Distribution Function

Definition

The cumulative distribution function (CDF) of a random variable \(X\) with distribution \(P_{X}\) is defined to be a function \(F:\R\rightarrow [0,1]\) such that \[ F(t)=P_{X}\left( (-\infty ,t]\right) . \]

Density

Definition

  1. Let \(X\) be a random variable with distribution \(P_{X}\). When \(P_{X}\ll \lambda\), we call \(X\) a continuous random variable, and call the Radon-Nikodym derivative \(f\equiv dP_{X}/d\lambda\) the (probability) density function of \(P_{X}\).
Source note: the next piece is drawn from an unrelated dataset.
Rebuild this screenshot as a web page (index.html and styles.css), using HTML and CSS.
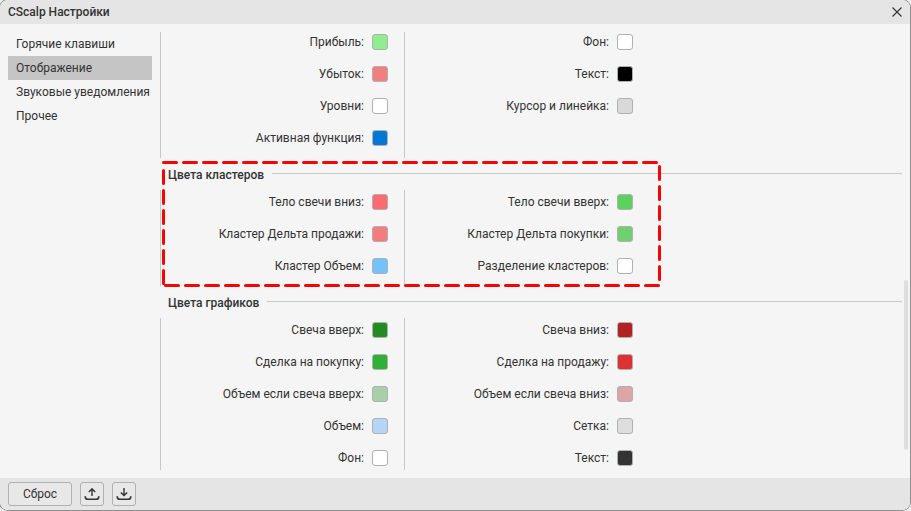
FILE: index.html
```html
<!DOCTYPE html>
<html lang="ru">
<head>
<meta charset="utf-8">
<title>CScalp Настройки</title>
<link rel="stylesheet" href="styles.css">
</head>
<body>
<div class="window">
  <header class="titlebar">
    <span class="title">CScalp Настройки</span>
    <svg class="close" width="10" height="10" viewBox="0 0 10 10"><path d="M.5.5l9 9M9.5.5l-9 9" stroke="#333" stroke-width="1.1" fill="none"/></svg>
  </header>
  <div class="body">
    <nav class="nav">
      <div class="nav-item">Горячие клавиши</div>
      <div class="nav-item active">Отображение</div>
      <div class="nav-item">Звуковые уведомления</div>
      <div class="nav-item">Прочее</div>
    </nav>
    <main class="content">
      <section class="grid first">
        <div class="col">
          <div class="row"><span>Прибыль:</span><i class="sw c-profit"></i></div>
          <div class="row"><span>Убыток:</span><i class="sw c-loss"></i></div>
          <div class="row"><span>Уровни:</span><i class="sw c-white"></i></div>
          <div class="row"><span>Активная функция:</span><i class="sw c-active"></i></div>
        </div>
        <div class="col">
          <div class="row"><span>Фон:</span><i class="sw c-white"></i></div>
          <div class="row"><span>Текст:</span><i class="sw c-black"></i></div>
          <div class="row"><span>Курсор и линейка:</span><i class="sw c-cursor"></i></div>
        </div>
      </section>
      <h3 class="heading"><span class="heading-text">Цвета кластеров</span></h3>
      <section class="grid">
        <div class="col">
          <div class="row"><span>Тело свечи вниз:</span><i class="sw c-cdown"></i></div>
          <div class="row"><span>Кластер Дельта продажи:</span><i class="sw c-dsell"></i></div>
          <div class="row"><span>Кластер Объем:</span><i class="sw c-cvol"></i></div>
        </div>
        <div class="col">
          <div class="row"><span>Тело свечи вверх:</span><i class="sw c-cup"></i></div>
          <div class="row"><span>Кластер Дельта покупки:</span><i class="sw c-dbuy"></i></div>
          <div class="row"><span>Разделение кластеров:</span><i class="sw c-white"></i></div>
        </div>
      </section>
      <h3 class="heading"><span class="heading-text">Цвета графиков</span></h3>
      <section class="grid last">
        <div class="col">
          <div class="row"><span>Свеча вверх:</span><i class="sw c-gup"></i></div>
          <div class="row"><span>Сделка на покупку:</span><i class="sw c-buy"></i></div>
          <div class="row"><span>Объем если свеча вверх:</span><i class="sw c-volup"></i></div>
          <div class="row"><span>Объем:</span><i class="sw c-vol"></i></div>
          <div class="row"><span>Фон:</span><i class="sw c-white"></i></div>
        </div>
        <div class="col">
          <div class="row"><span>Свеча вниз:</span><i class="sw c-gdown"></i></div>
          <div class="row"><span>Сделка на продажу:</span><i class="sw c-sell"></i></div>
          <div class="row"><span>Объем если свеча вниз:</span><i class="sw c-voldown"></i></div>
          <div class="row"><span>Сетка:</span><i class="sw c-grid"></i></div>
          <div class="row"><span>Текст:</span><i class="sw c-text"></i></div>
        </div>
      </section>
      <div class="scrollbar"></div>
    </main>
  </div>
  <footer class="footer">
    <button class="btn reset">Сброс</button>
    <button class="btn icon" aria-label="Экспорт">
      <svg width="16" height="14" viewBox="0 0 16 14" fill="none" stroke="#333" stroke-width="1.4"><path d="M8 9V2M4.8 5 8 1.8 11.2 5"/><path d="M1.2 9.2c0 2 1 3.1 2.6 3.1h8.4c1.6 0 2.6-1.1 2.6-3.1" stroke-width="1.6"/></svg>
    </button>
    <button class="btn icon" aria-label="Импорт">
      <svg width="16" height="14" viewBox="0 0 16 14" fill="none" stroke="#333" stroke-width="1.4"><path d="M8 1v7.4M4.8 5.4 8 8.6l3.2-3.2"/><path d="M1.2 9.2c0 2 1 3.1 2.6 3.1h8.4c1.6 0 2.6-1.1 2.6-3.1" stroke-width="1.6"/></svg>
    </button>
  </footer>
  <svg class="highlight" width="504" height="130" viewBox="0 0 504 130"><path d="M3.5 3.5H499.5M499.5 7.5V125M3.5 124.5V7M5.5 126.5H500" fill="none" stroke="#ff0000" stroke-width="3" stroke-linecap="round" stroke-dasharray="13 7"/></svg>
</div>
</body>
</html>
```
FILE: styles.css
```css
* { box-sizing: border-box; }
html, body { margin: 0; height: 100%; }
body {
  width: 911px;
  height: 511px;
  overflow: hidden;
  background: #eeeeee;
  font-family: Roboto, "Liberation Sans", sans-serif;
  font-size: 12px;
  color: #333;
}
.window {
  position: relative;
  width: 910px;
  height: 510px;
  background: #f5f5f5;
  border-radius: 8px;
  box-shadow: 0 0 0 1px #8f8f8f;
  overflow: hidden;
  display: flex;
  flex-direction: column;
}
.titlebar {
  flex: none;
  height: 24px;
  background: #e5e5e5;
  padding: 0 8px;
  display: flex;
  align-items: center;
  justify-content: space-between;
}
.title { font-weight: 500; font-size: 12px; }
.body { flex: 1; display: flex; min-height: 0; }
.nav { flex: none; width: 160px; padding: 8px 8px 0; }
.nav-item { height: 24px; line-height: 24px; padding-left: 8px; }
.nav-item.active { background: #c5c5c5; }
.content {
  position: relative;
  flex: 1;
  min-width: 0;
  padding-top: 8px;
}
.grid {
  display: grid;
  grid-template-columns: 244px 229px;
}
.col {
  display: flex;
  flex-direction: column;
  gap: 16px;
  padding: 4px 0 12px;
  border-left: 1px solid #c8c8c8;
}
.first .col { padding-top: 2px; }
.last .col { padding-bottom: 4px; }
.row {
  height: 16px;
  display: flex;
  align-items: center;
  justify-content: flex-end;
  gap: 8px;
}
.col:first-child .row { padding-right: 16px; }
.sw {
  display: block;
  width: 16px;
  height: 16px;
  border: 1px solid #b0b0b0;
  border-radius: 3px;
  flex: none;
}
.heading {
  margin: 8px 0 8px 8px;
  width: 734px;
  height: 16px;
  font-size: 12px;
  font-weight: 500;
  display: flex;
  align-items: center;
  gap: 8px;
}
.heading-text { padding-top: 1px; }
.heading::after { content: ""; flex: 1; height: 1px; background: #c8c8c8; margin-top: -1px; }
.scrollbar {
  position: absolute;
  left: 744px;
  top: 256px;
  width: 4px;
  height: 170px;
  background: #dedede;
  border-radius: 2px;
}
.footer {
  flex: none;
  height: 32px;
  background: #e5e5e5;
  padding: 4px 8px;
  display: flex;
  gap: 8px;
}
.btn {
  height: 24px;
  border: 1px solid #b0b0b0;
  border-radius: 3px;
  background: #e8e8e8;
  font: inherit;
  color: #333;
  padding: 0;
  display: flex;
  align-items: center;
  justify-content: center;
}
.reset { width: 64px; }
.icon { width: 24px; }
.highlight { position: absolute; left: 160px; top: 159px; }
.c-profit { background: #90ee90; }
.c-loss { background: #f08080; }
.c-white { background: #fff; }
.c-active { background: #0078d4; }
.c-black { background: #000; }
.c-cursor { background: #d9d9d9; }
.c-cdown { background: #ff6b70; }
.c-dsell { background: #f27c80; }
.c-cvol { background: #73c2fb; }
.c-cup { background: #5dd15d; }
.c-dbuy { background: #70d070; }
.c-gup { background: #228b22; }
.c-buy { background: #2eb135; }
.c-volup { background: #a8cfa8; }
.c-vol { background: #b5d5f7; }
.c-gdown { background: #b22222; }
.c-sell { background: #dc3232; }
.c-voldown { background: #dda5a5; }
.c-grid { background: #dedede; }
.c-text { background: #333; }
```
  2. We say that \(X\) is a discrete random variable, if there exists a countable set \(A\subset \R\) and such that \(P_{X}A^{c}=0\)

Exercise

Show that when \(X\) is continuous, its CDF is a continuous function

Expectation

Definition

The expection of \(X\) is \(\Er X = \int_\Omega x dP\)

  • \(\Er X = \int_{\R} x dP_X(x)\)
  • positive: \(X \geq 0\) implies \(\Er X \geq 0\)
  • linear : \(\Er[aX + bY] = a \Er X + b \Er Y\)

Inequalities

Markov’s

Markov’s Inequality

\(P(|X|>\epsilon) \leq \frac{\Er[|X|^k]}{\epsilon^k}\) \(\forall \epsilon > 0, k > 0\)

Jensen’s

Jensen’s Inequality

Suppose that \(g\) is convex and \(X\) and \(g(X)\) are integrable, then \(g(\Er X) \leq \Er[g(X)]\)

Exercise

Show \(\Er[|X|^p] \leq \left(\Er[|X|^q] \right)^{p/q}\) for all \(0 < p \leq q\).

Cauchy-Schwarz

Cauchy-Schwarz Inequality

\(\left(\Er[XY]\right)^2 \leq \Er[X^2] \Er[Y^2]\)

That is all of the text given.